I'd also like to see VRAM updating through DMA. This will require special RAM in the cart that would contain the VRAM update buffer. The game would write to this buffer during its normal frame execution, then when VBlank comes, it would write to a mapper register to start DMA. The mapper would then block CPU access to the special RAM as it parses the buffer and updates VRAM. (The 2KB of VRAM in the PPU would be unused, with all VRAM cart-loaded so the PPU bus doesn't need to be utilized.)

Those are the two main enhancements I'd like to see personally.

by on (#24007)
tepples wrote:
A lot of your changes (dual ported VRAM, tile priority, cutout window, parallax scrolling, scroll splits, etc.) sound like features of the Game Boy Advance video hardware. So why not just take a GBA motherboard and run its video output through a video encoder that feeds 8x1 pixel slivers in red, green, blue, or gray to the PPU, and use the CPU just to read the controllers and copy audio out to the DAC at $4011?

I guess those 8x1 pixel silvers would sort of work, though the (probably needed) flickering between shades of red, green, and blue might be a bit noticible.
loopy wrote:
This is exactly why I'm anxious for the PowerPak ... all kinds of potential for making your own hardware enhancements.

I guess I kind of forgot about the PowerPak there. I can't wait to see what kinds of projects and games people can do with the PowerPak. :)
dvdmth wrote:
Don't try to overdo PPU enhancements. No matter what features you want to implement, you must take into account the PPU's limitations that can never be overcome, most notably regarding the palette (the original topic here).

Yeah, I could see how too many PPU enhacements could make the graphics look way too ahead of its time for the NES and look more like for a newer system.
dvdmth wrote:
I'd also like to see VRAM updating through DMA. This will require special RAM in the cart that would contain the VRAM update buffer. The game would write to this buffer during its normal frame execution, then when VBlank comes, it would write to a mapper register to start DMA. The mapper would then block CPU access to the special RAM as it parses the buffer and updates VRAM. (The 2KB of VRAM in the PPU would be unused, with all VRAM cart-loaded so the PPU bus doesn't need to be utilized.)

This would be great for quickly making huge nametable updates, like for large animations, huge bosses, etc.

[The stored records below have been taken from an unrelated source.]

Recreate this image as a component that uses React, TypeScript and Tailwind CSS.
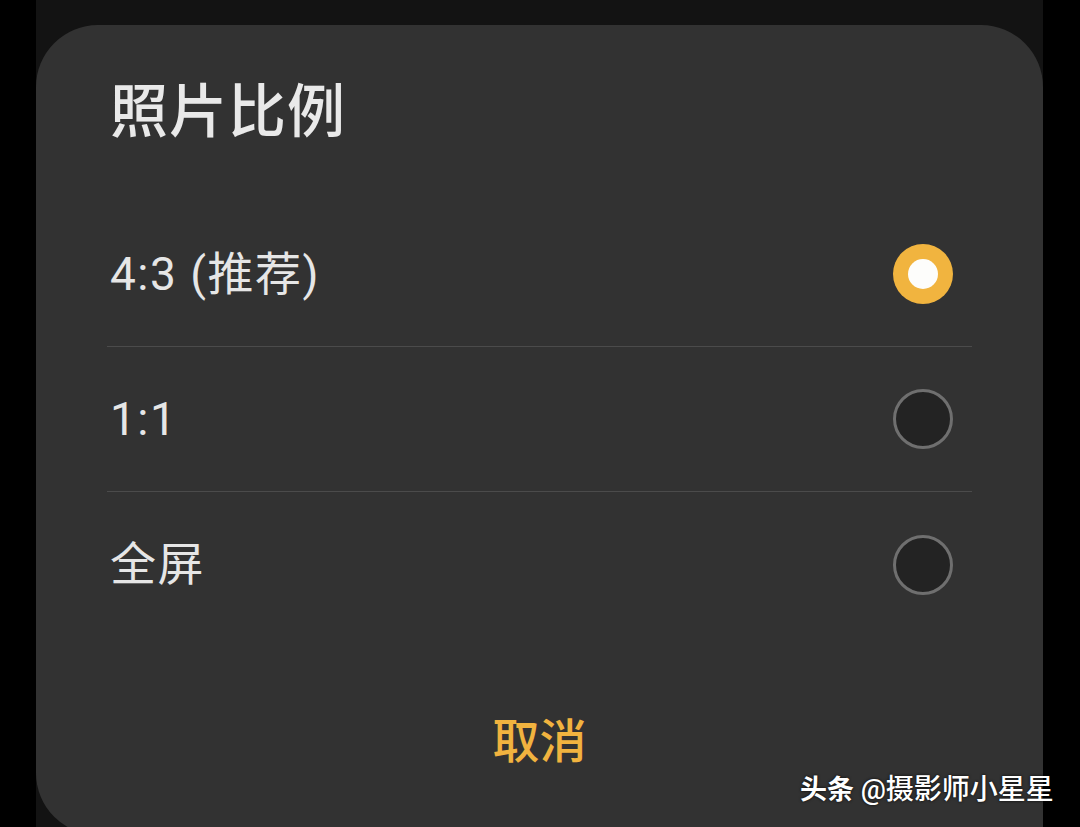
import React, { useState } from 'react';

const OPTIONS = ['4:3 (推荐)', '1:1', '全屏'];

const Radio = ({ on }: { on: boolean }) =>
  on ? (
    <div className="w-[60px] h-[60px] rounded-full bg-[#f1b43f] flex items-center justify-center">
      <div className="w-[30px] h-[30px] rounded-full bg-[#fdfdfb]" />
    </div>
  ) : (
    <div className="w-[60px] h-[60px] rounded-full bg-[#232323] border-[3px] border-[#6f6f6f]" />
  );

export default function App() {
  const [selected, setSelected] = useState(0);

  return (
    <div
      className="w-[1080px] h-[827px] bg-black flex overflow-hidden"
      style={{ fontFamily: 'Roboto, "Noto Sans CJK SC", sans-serif' }}
    >
      <div className="ml-[36px] w-[1007px] h-full bg-[#131313] pt-[25px] relative">
        <div className="h-[810px] bg-[#323232] rounded-t-[62px] rounded-bl-[62px] px-[71px] flex flex-col">
          <h1 className="mt-[57px] pl-[3px] text-[58px] leading-[60px] font-medium text-[#e9e9e9] tracking-[1px]">
            照片比例
          </h1>

          <div className="mt-[60px] flex flex-col">
            {OPTIONS.map((label, idx) => (
              <div
                key={idx}
                onClick={() => setSelected(idx)}
                className={`h-[145px] flex items-center justify-between pl-[3px] pr-[19px] cursor-pointer ${
                  idx < OPTIONS.length - 1 ? 'border-b border-[#4b4b4b]' : ''
                }`}
              >
                <span className="text-[46px] text-[#e6e6e6] tracking-[1.5px]">{label}</span>
                <Radio on={selected === idx} />
              </div>
            ))}
          </div>

          <button className="mt-[81px] self-center text-[47px] font-medium text-[#f1b33f] leading-none">
            取消
          </button>
        </div>

        <div className="absolute left-[764px] top-[769px] whitespace-nowrap text-[27px] font-medium text-white [text-shadow:0_0_3px_rgba(0,0,0,0.9)]">
          <span className="font-bold">头条</span> <span className="text-[28px]">@摄影师小星星</span>
        </div>
      </div>
    </div>
  );
}
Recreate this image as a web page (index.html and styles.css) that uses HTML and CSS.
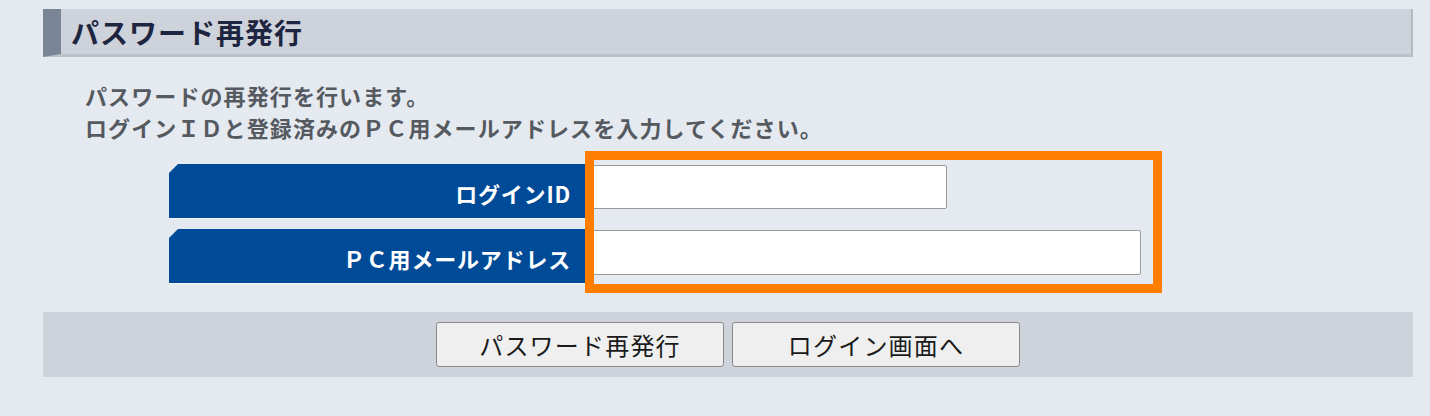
FILE: index.html
```html
<!DOCTYPE html>
<html lang="ja">
<head>
<meta charset="utf-8">
<title>パスワード再発行</title>
<link rel="stylesheet" href="styles.css">
</head>
<body>
<div class="page">
  <h2 class="section-title">パスワード再発行</h2>
  <div class="intro">
    <p>パスワードの再発行を行います。</p>
    <p>ログインＩＤと登録済みのＰＣ用メールアドレスを入力してください。</p>
  </div>
  <div class="form-area">
    <div class="form-grid">
      <div class="label">ログインID</div>
      <div class="field"><input type="text" class="input input-id"></div>
      <div class="label">ＰＣ用メールアドレス</div>
      <div class="field"><input type="text" class="input input-mail"></div>
    </div>
    <div class="highlight"></div>
  </div>
  <div class="button-bar">
    <button class="btn">パスワード再発行</button>
    <button class="btn">ログイン画面へ</button>
  </div>
</div>
</body>
</html>
```
FILE: styles.css
```css
html, body {
  margin: 0;
  padding: 0;
  background: #e5e9f0;
  font-family: "Noto Sans CJK JP", "Noto Sans", sans-serif;
}
.page {
  margin: 9px 17px 0 43px;
  width: 1370px;
}
.section-title {
  margin: 0;
  height: 45px;
  line-height: 47px;
  background: #ced2da;
  border-left: 18px solid #7a8497;
  border-right: 2px solid #b6bac2;
  border-bottom: 3px solid #bcc0c7;
  padding-left: 10px;
  font-size: 28px;
  letter-spacing: 1px;
  font-weight: bold;
  color: #1d2540;
}
.intro {
  padding: 22px 0 0 42px;
  color: #555a60;
  font-weight: bold;
  font-size: 22px;
  letter-spacing: 1.1px;
}
.intro p {
  margin: 0;
  line-height: 32px;
}
.form-area {
  position: relative;
  padding: 21px 0 0 126px;
  height: 131px;
}
.form-grid {
  display: grid;
  grid-template-columns: 416px 1fr;
  column-gap: 7px;
  row-gap: 10px;
}
.label {
  background: #004b98;
  border-bottom: 1px solid #f4f6f9;
  clip-path: polygon(9px 0, 100% 0, 100% 100%, 0 100%, 0 9px);
  color: #fff;
  font-weight: bold;
  font-size: 22px;
  letter-spacing: 0.8px;
  text-align: right;
  padding-right: 14px;
  line-height: 58px;
  box-sizing: border-box;
  height: 55px;
}
.field {
  padding-top: 1px;
}
.input {
  display: block;
  box-sizing: border-box;
  height: 44px;
  background: #fff;
  border: 1px solid #9a9a9a;
  border-radius: 2px;
  margin: 0;
}
.input-id { width: 355px; }
.input-mail { width: 549px; height: 45px; }
.highlight {
  position: absolute;
  left: 542px;
  top: 8px;
  width: 559px;
  height: 124px;
  border: 9px solid #ff7d00;
}
.button-bar {
  margin-top: 17px;
  height: 65px;
  background: #ced2da;
  display: flex;
  justify-content: center;
  align-items: center;
  gap: 8px;
}
.btn {
  width: 288px;
  height: 45px;
  background: #efefef;
  border: 1px solid #8a8a8a;
  border-radius: 3px;
  font-family: "Noto Sans CJK JP", "Noto Sans", sans-serif;
  font-size: 24px;
  letter-spacing: 1.2px;
  color: #1a1a1a;
  padding: 0;
}
```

It could possibly allow for very large moving BG-rendered objects while on a regular BG (instead of a black screen like most NES games with moving BG bosses) without using too much of the CPU's time. Faking large layers could also be possible with tiles pre-drawn for the effect without using too much time.

by on (#24009)
Quote:
My personal idea for PPU enhancement would have 16-bit nametable entries. The lower 12 bits would contain the tile ID, bits 12-13 would have the color attribute, and bits 14-15 would have H/V flip control (H-Flip would be implemented by reversing the bit order of pattern fetches, while V-Flip would involve a simple XOR of CHR A0-A2 during pattern fetches).

That's somewhat similar to the MMC5 exgraphics mode, exept it doesn't have tile flipping (at least it's not known to have it). Vertical flipping could defintiely be done pretty much simply in hardware.
Quote:
I'd also like to see VRAM updating through DMA. This will require special RAM in the cart that would contain the VRAM update buffer. The game would write to this buffer during its normal frame execution, then when VBlank comes, it would write to a mapper register to start DMA. The mapper would then block CPU access to the special RAM as it parses the buffer and updates VRAM. (The 2KB of VRAM in the PPU would be unused, with all VRAM cart-loaded so the PPU bus doesn't need to be utilized.)

Do it as you describe is impossible, because no mapper can halt the CPU. If that would be possible, you wouldn't even need to use any other RAM than the internal one.
Actually one possible thing would be to have a mapper that maps some RAM on your cartridge to the CPU bus, then switch it to the PPU bus, and alternate between 2 banks (one would be PPU and the other CPU, and both swappable). This would be tedious to design, not to mention routing.